## [EXERCISE]
Transcribe each line of the material as it is, and drop any picture.

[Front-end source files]

⟨

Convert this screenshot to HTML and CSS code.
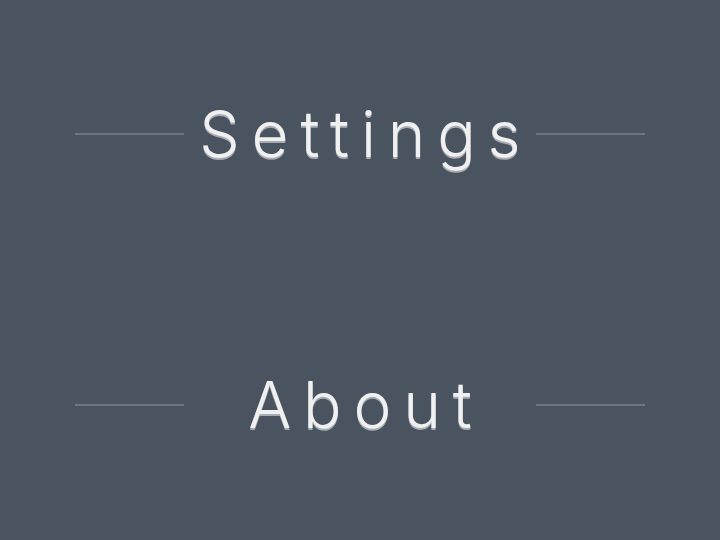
FILE: index.html
```html
<!DOCTYPE html>
<html>
<head>
    <title>Menu</title>
    <link rel="stylesheet" href="styles.css">
</head>
<body>
    <div class="menu">
        <div class="menu-row">
            <span class="rule"></span>
            <h2 class="menu-title">Settings</h2>
            <span class="rule"></span>
        </div>
        <div class="menu-row">
            <span class="rule"></span>
            <h2 class="menu-title">About</h2>
            <span class="rule"></span>
        </div>
    </div>
</body>
</html>
```

FILE: styles.css
```css
html, body { margin: 0; height: 100%; }
body { background: #4a5360; font-family: Inter, "Liberation Sans", sans-serif; }
.menu { padding: 94px 75px 0 75px; display: flex; flex-direction: column; gap: 191px; }
.menu-row { display: flex; align-items: center; height: 80px; }
.rule { flex: 0 0 109px; height: 2px; background: #6b7582; }
.menu-title { flex: 1; margin: 0; text-align: center; color: #f0f0f0; font-weight: 300; font-size: 64px; letter-spacing: 0.185em; text-indent: 0.185em; line-height: 78px; text-shadow: 0 2px 0 #a7acb3; }
```
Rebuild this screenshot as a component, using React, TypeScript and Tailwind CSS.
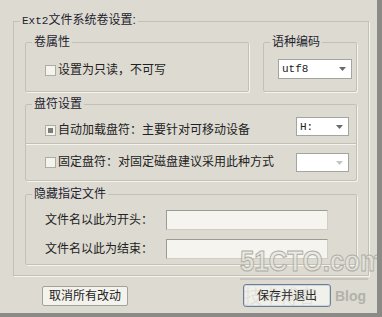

⟩

## [SOLUTION TO THIS PROBLEM]
Convert this screenshot to HTML and CSS code.
FILE: index.html
```html
<!DOCTYPE html>
<html>
<head>
    <title>Menu</title>
    <link rel="stylesheet" href="styles.css">
</head>
<body>
    <div class="menu">
        <div class="menu-row">
            <span class="rule"></span>
            <h2 class="menu-title">Settings</h2>
            <span class="rule"></span>
        </div>
        <div class="menu-row">
            <span class="rule"></span>
            <h2 class="menu-title">About</h2>
            <span class="rule"></span>
        </div>
    </div>
</body>
</html>
```

FILE: styles.css
```css
html, body { margin: 0; height: 100%; }
body { background: #4a5360; font-family: Inter, "Liberation Sans", sans-serif; }
.menu { padding: 94px 75px 0 75px; display: flex; flex-direction: column; gap: 191px; }
.menu-row { display: flex; align-items: center; height: 80px; }
.rule { flex: 0 0 109px; height: 2px; background: #6b7582; }
.menu-title { flex: 1; margin: 0; text-align: center; color: #f0f0f0; font-weight: 300; font-size: 64px; letter-spacing: 0.185em; text-indent: 0.185em; line-height: 78px; text-shadow: 0 2px 0 #a7acb3; }
```
Rebuild this screenshot as a component, using React, TypeScript and Tailwind CSS.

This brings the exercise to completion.